I left my high payed job 2 months ago and now I got an offer that is even better than the previous payed job...my dilemma is to take this job or continue freelancing and working on small projects for myself and looking for projects. The thing is it wasn't bad since I left my job, I have done some freelancing work and also some side small projects but the thing is I do not really like the part of freelancing where I need to look for clients and when I do find clients most of them do not have the kind of projects I am looking for. So I wouldn't really take this job offer but it is a lot of money and since my savings are going really fast it looks like an easy solution. What should I do? Should I post that I am looking for work on HN, because I think it is the best place to find good work and fun projects and not having to work for clients that have crappy projects and do not understand how the industry works. The thing is I am not sure how much long time work I would get from HN and how fast and that's why the easy way out to a high paying job looks like a good solution.
======
czbond
Freelancing is not easy - you have to put in the time and effort to network.
Work won't just come to you for some time unless you are constantly telling
people that you're available and what you've done.

Posting on HN is good, but don't bet on most of the work landing. (Remember
there are many freelancers on HN also responding to those posts).
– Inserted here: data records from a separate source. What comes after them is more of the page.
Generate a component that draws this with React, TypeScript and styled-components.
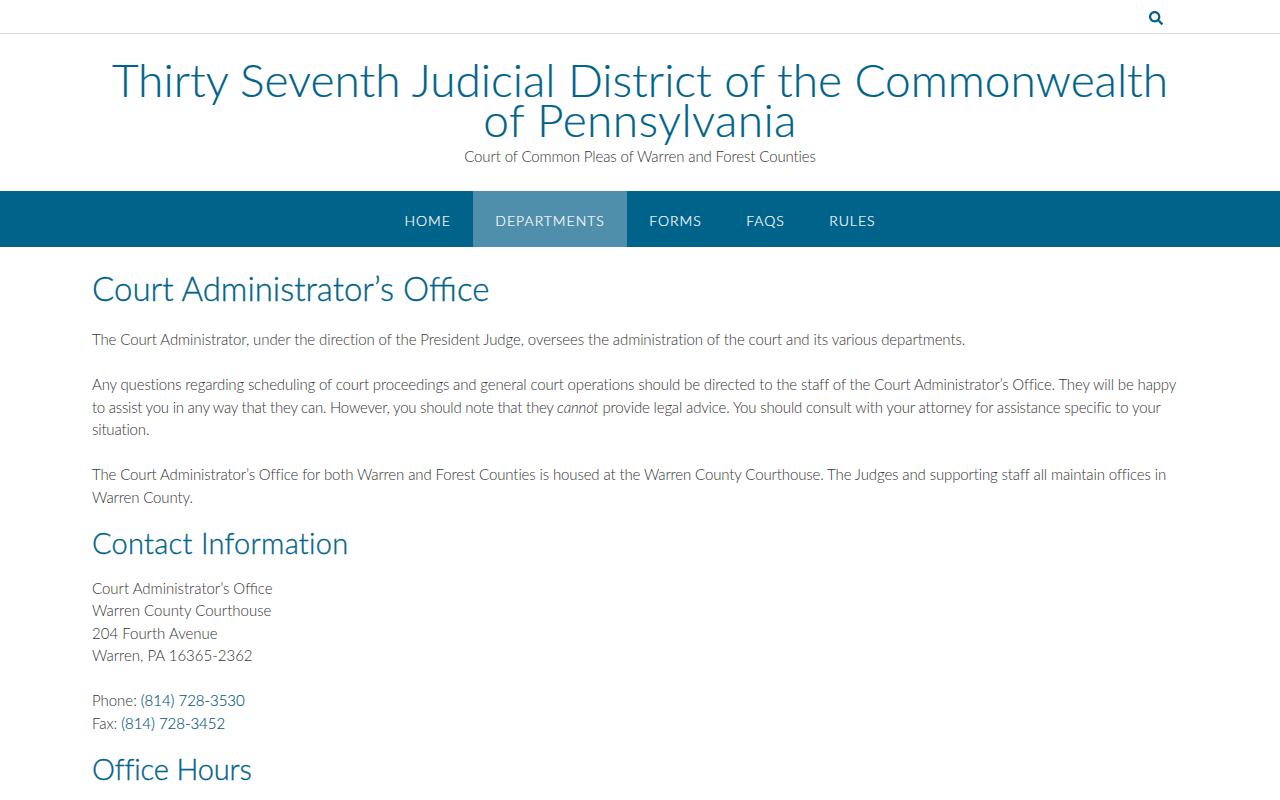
import { createGlobalStyle } from "styled-components";
import styled from "styled-components";
import { FaSearch } from "react-icons/fa";

const GlobalStyle = createGlobalStyle`
  html, body {
    margin: 0;
    padding: 0;
    background: #fff;
    overflow: hidden;
    height: 800px;
  }
  body {
    font-family: Lato, "Liberation Sans", sans-serif;
    font-weight: 300;
    font-size: 15px;
    line-height: 22.5px;
    color: #333;
  }
`;

const TopBar = styled.div`
  height: 33px;
  border-bottom: 1px solid #ddd;
  display: flex;
  justify-content: flex-end;
  align-items: center;
  padding-right: 117px;
  color: #00648a;
  font-size: 14px;

  svg {
    margin-top: 2px;
  }
`;

const Branding = styled.header`
  height: 157px;
  padding-top: 26px;
  box-sizing: border-box;
  text-align: center;
`;

const SiteTitle = styled.h1`
  margin: 0 auto;
  width: 1096px;
  font-size: 46px;
  line-height: 40px;
  font-weight: 300;
  color: #00648a;
  -webkit-text-stroke: 0.2px #00648a;
`;

const Tagline = styled.p`
  margin: 5px 0 0;
  font-size: 15px;
  line-height: 22px;
  letter-spacing: -0.12px;
`;

const NavBar = styled.nav`
  height: 56px;
  background: #00648a;
  display: flex;
  justify-content: center;
`;

const NavItem = styled.a<{ $active?: boolean }>`
  display: flex;
  align-items: center;
  padding: 4px 22.2px 0;
  font-size: 14px;
  font-weight: 300;
  letter-spacing: 1px;
  color: #fff;
  -webkit-text-stroke: 0.2px #fff;
  background: ${(p) => (p.$active ? "#4f8fab" : "transparent")};
`;

const Main = styled.main`
  width: 1096px;
  margin: 0 auto;
  padding-top: 20px;
`;

const PageTitle = styled.h2`
  margin: 0 0 19px;
  font-size: 33px;
  line-height: 42px;
  font-weight: 300;
  color: #00648a;
  -webkit-text-stroke: 0.35px #00648a;
`;

const SectionTitle = styled.h3<{ $spacing?: number }>`
  margin: 16.5px 0 16px;
  font-size: 29px;
  line-height: 36px;
  font-weight: 300;
  letter-spacing: ${(p) => p.$spacing ?? 0}px;
  color: #00648a;
  -webkit-text-stroke: 0.35px #00648a;
`;

const Para = styled.p<{ $spacing?: number }>`
  margin: 0;
  letter-spacing: ${(p) => p.$spacing ?? 0}px;

  & + & {
    margin-top: 22.5px;
  }
`;

const Run = styled.span<{ $spacing: number }>`
  letter-spacing: ${(p) => p.$spacing}px;
`;

const PhoneLink = styled.a`
  color: #00587a;
  -webkit-text-stroke: 0.15px #00587a;
`;

export default function App() {
  return (
    <>
      <GlobalStyle />
      <TopBar>
        <FaSearch />
      </TopBar>
      <Branding>
        <SiteTitle>
          Thirty Seventh Judicial District of the Commonwealth <Run $spacing={0.4}>of Pennsylvania</Run>
        </SiteTitle>
        <Tagline>Court of Common Pleas of Warren and Forest Counties</Tagline>
      </Branding>
      <NavBar>
        <NavItem>HOME</NavItem>
        <NavItem $active>DEPARTMENTS</NavItem>
        <NavItem>FORMS</NavItem>
        <NavItem>FAQS</NavItem>
        <NavItem>RULES</NavItem>
      </NavBar>
      <Main>
        <PageTitle>Court Administrator’s Office</PageTitle>
        <Para $spacing={-0.1}>
          The Court Administrator, under the direction of the President Judge, oversees the administration of the court and its various departments.
        </Para>
        <Para $spacing={-0.148}>
          Any questions regarding scheduling of court proceedings and general court operations should be directed to the staff of the Court Administrator’s Office. They will be happy{" "}
          <Run $spacing={-0.25}>to assist you in any way that they can. However, you should note that they </Run>
          <em>cannot</em>
          <Run $spacing={-0.16}> provide legal advice. You should consult with your attorney for assistance specific to your situation.</Run>
        </Para>
        <Para $spacing={-0.125}>
          The Court Administrator’s Office for both Warren and Forest Counties is housed at the Warren County Courthouse. The Judges and supporting staff all maintain offices in Warren County.
        </Para>
        <SectionTitle $spacing={0.27}>Contact Information</SectionTitle>
        <Para>
          Court Administrator’s Office
          <br />
          Warren County Courthouse
          <br />
          204 Fourth Avenue
          <br />
          Warren, PA 16365-2362
        </Para>
        <Para $spacing={-0.03}>
          Phone: <PhoneLink>(814) 728-3530</PhoneLink>
          <br />
          Fax: <PhoneLink>(814) 728-3452</PhoneLink>
        </Para>
        <SectionTitle $spacing={-0.15}>Office Hours</SectionTitle>
      </Main>
    </>
  );
}
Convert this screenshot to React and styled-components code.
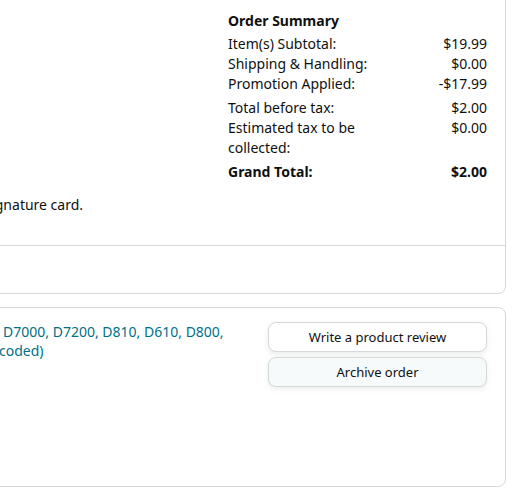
import styled, { createGlobalStyle } from "styled-components";

const GlobalStyle = createGlobalStyle`
  html, body {
    margin: 0;
    padding: 0;
    background: #ffffff;
    overflow: hidden;
  }
  body {
    font-family: "Noto Sans", "Open Sans", Arial, sans-serif;
    font-size: 14px;
    line-height: 20px;
    color: #0f1111;
  }
`;

const summaryRows = [
  [
    ["Item(s) Subtotal:", "$19.99"],
    ["Shipping & Handling:", "$0.00"],
    ["Promotion Applied:", "-$17.99"],
  ],
  [
    ["Total before tax:", "$2.00"],
    ["Estimated tax to be collected:", "$0.00"],
  ],
];

const App = () => {
  return (
    <>
      <GlobalStyle />
      <Page>
        <Card>
          <TopSection>
            <DetailsColumns>
              <Column>
                <Heading>Ship to</Heading>
                <Line>Jane Doe</Line>
                <Line>12 Main St</Line>
                <Line>Portland, OR</Line>
                <Line>United States</Line>
              </Column>
              <Column>
                <Heading>Payment</Heading>
                <Line>Visa ****1234</Line>
                <Note>Bring ID and your signature card.</Note>
              </Column>
            </DetailsColumns>

            <Summary>
              <Heading>Order Summary</Heading>
              {summaryRows.map((group, gi) => (
                <SummaryGroup key={gi}>
                  {group.map(([label, value]) => (
                    <SummaryRow key={label}>
                      <span>{label}</span>
                      <Amount>{value}</Amount>
                    </SummaryRow>
                  ))}
                </SummaryGroup>
              ))}
              <SummaryGroup>
                <SummaryRow $bold>
                  <span>Grand Total:</span>
                  <Amount>$2.00</Amount>
                </SummaryRow>
              </SummaryGroup>
            </Summary>
          </TopSection>
          <FooterSection>
            <Line>Transactions</Line>
          </FooterSection>
        </Card>

        <ItemCard>
          <ItemRow>
            <ProductInfo>
              <Thumb />
              <ProductText>
                <ProductLink href="#">
                  EN-EL15 Battery for Nikon D7500, D7000, D7200, D810, D610, D800, D750, D780, D850, D5300, Zfc (Decoded)
                </ProductLink>
              </ProductText>
            </ProductInfo>
            <Actions>
              <ActionButton>Write a product review</ActionButton>
              <ActionButton $tinted>Archive order</ActionButton>
            </Actions>
          </ItemRow>
        </ItemCard>
      </Page>
    </>
  );
};

export default App;

const Page = styled.div`
  width: 906px;
  margin-left: -400px;
  margin-top: -8px;
`;

const Card = styled.div`
  border: 1px solid #d5d9d9;
  border-radius: 8px;
  background: #ffffff;
`;

const TopSection = styled.div`
  display: grid;
  grid-template-columns: 1fr 259px;
  gap: 18px;
  padding: 18px 18px 30px;
`;

const DetailsColumns = styled.div`
  display: grid;
  grid-template-columns: 227px 1fr;
  gap: 18px;
`;

const Column = styled.div`
  display: flex;
  flex-direction: column;
`;

const Heading = styled.div`
  font-weight: 700;
`;

const Line = styled.div``;

const Note = styled.div`
  margin-top: 144px;
  white-space: nowrap;
`;

const Summary = styled.div`
  display: flex;
  flex-direction: column;
`;

const SummaryGroup = styled.div`
  margin-top: 4px;
  &:nth-child(2) {
    margin-top: 3px;
  }
`;

const SummaryRow = styled.div`
  display: grid;
  grid-template-columns: 60% 40%;
  font-weight: ${(p) => (p.$bold ? 700 : 400)};
`;

const Amount = styled.span`
  text-align: right;
`;

const FooterSection = styled.div`
  border-top: 1px solid #d5d9d9;
  padding: 14px 18px 13px;
  color: transparent;
`;

const ItemCard = styled(Card)`
  margin-top: 13px;
`;

const ItemRow = styled.div`
  display: flex;
  gap: 30px;
  min-height: 150px;
  padding: 14px 18px;
`;

const ProductInfo = styled.div`
  flex: 1;
  display: flex;
  gap: 16px;
`;

const Thumb = styled.div`
  width: 144px;
  height: 100px;
  flex-shrink: 0;
`;

const ProductText = styled.div`
  flex: 1;
  line-height: 19px;
`;

const ProductLink = styled.a`
  color: #007185;
  text-decoration: none;
`;

const Actions = styled.div`
  width: 219px;
  display: flex;
  flex-direction: column;
  gap: 5px;
`;

const ActionButton = styled.button`
  height: 30px;
  width: 100%;
  border: 1px solid #d5d9d9;
  border-radius: 8px;
  background: ${(p) => (p.$tinted ? "#f7fafa" : "#ffffff")};
  box-shadow: 0 2px 5px 0 rgba(213, 217, 217, 0.5);
  font-family: inherit;
  font-size: 13px;
  color: #0f1111;
  cursor: pointer;
`;
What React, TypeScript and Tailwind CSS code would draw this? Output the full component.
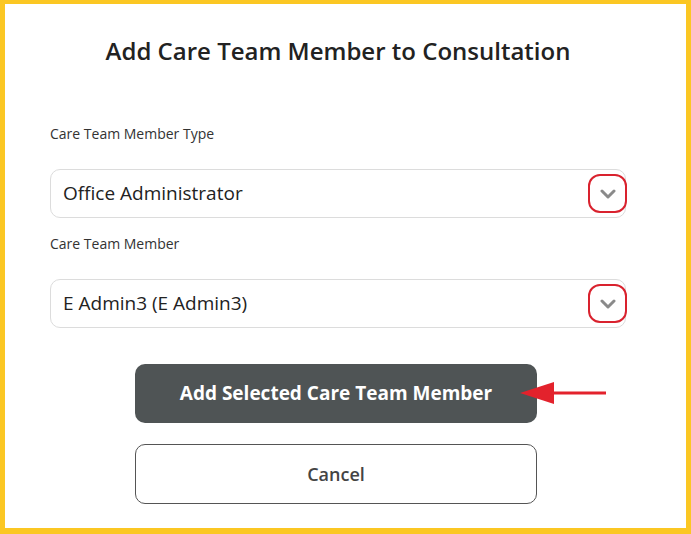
import React from 'react';

const font = { fontFamily: '"Open Sans", Lato, sans-serif' };

function Chevron() {
  return (
    <div className="flex h-[39px] w-[39px] items-center justify-center rounded-[12px] border-2 border-[#d9222e]">
      <svg width="16" height="10" viewBox="0 0 16 10" fill="none">
        <path d="M2 2l6 6 6-6" stroke="#8a8a8a" strokeWidth="3" strokeLinecap="round" strokeLinejoin="round" />
      </svg>
    </div>
  );
}

function SelectField({ label, value }: { label: string; value: string }) {
  return (
    <div className="flex flex-col">
      <div className="h-5 text-[14px] leading-5 text-[#333]">{label}</div>
      <div className="mt-[25px] flex h-[49px] items-center justify-between rounded-[10px] border border-[#dcdcdc] pl-[12px]">
        <span className="text-[19px] text-[#222]">{value}</span>
        <div className="-mr-[2px]">
          <Chevron />
        </div>
      </div>
    </div>
  );
}

export default function App() {
  return (
    <div className="h-[534px] w-[691px] bg-[#fbc723] pb-[6px] pl-[5px] pr-[5px] pt-[4px]" style={font}>
      <div className="flex h-full flex-col bg-white pl-[45px] pr-[60px] pt-[32px]">
        <h1 className="text-center text-[24px] font-semibold leading-[30px] text-[#222]">
          Add Care Team Member to Consultation
        </h1>

        <div className="mt-[58px]">
          <SelectField label="Care Team Member Type" value="Office Administrator" />
        </div>
        <div className="mt-[16px]">
          <SelectField label="Care Team Member" value="E Admin3 (E Admin3)" />
        </div>

        <div className="relative ml-[85px] mt-[36px] w-[402px]">
          <button className="flex h-[59px] w-full items-center justify-center rounded-[10px] bg-[#4f5455] text-[19px] font-bold text-white">
            Add Selected Care Team Member
          </button>
          <svg className="absolute left-[383px] top-[17px]" width="90" height="26" viewBox="0 0 90 26">
            <polygon points="2,12 36,1 36,23" fill="#e3222c" />
            <rect x="34" y="10.5" width="54" height="3" fill="#e3222c" />
          </svg>
        </div>

        <button className="ml-[85px] mt-[21px] flex h-[60px] w-[402px] items-center justify-center rounded-[10px] border border-[#555] bg-white text-[18px] font-semibold text-[#444]">
          Cancel
        </button>
      </div>
    </div>
  );
}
Partnering
with other freelancers is also a good option to fill in gaps.

I would suggest contemplating why you left? The hours, the pay, the career
progression, the responsibilities.

------
katherineparker
If I were you, I'd get a piece of paper and a pen and write a pro/con columned
list. It will help you get your thoughts together. I think the basis of a
decision for freelancing vs. the job offer should be about your happiness and
which one you prefer overall (all factors: salary + work environment etc...).

Good luck with your decision.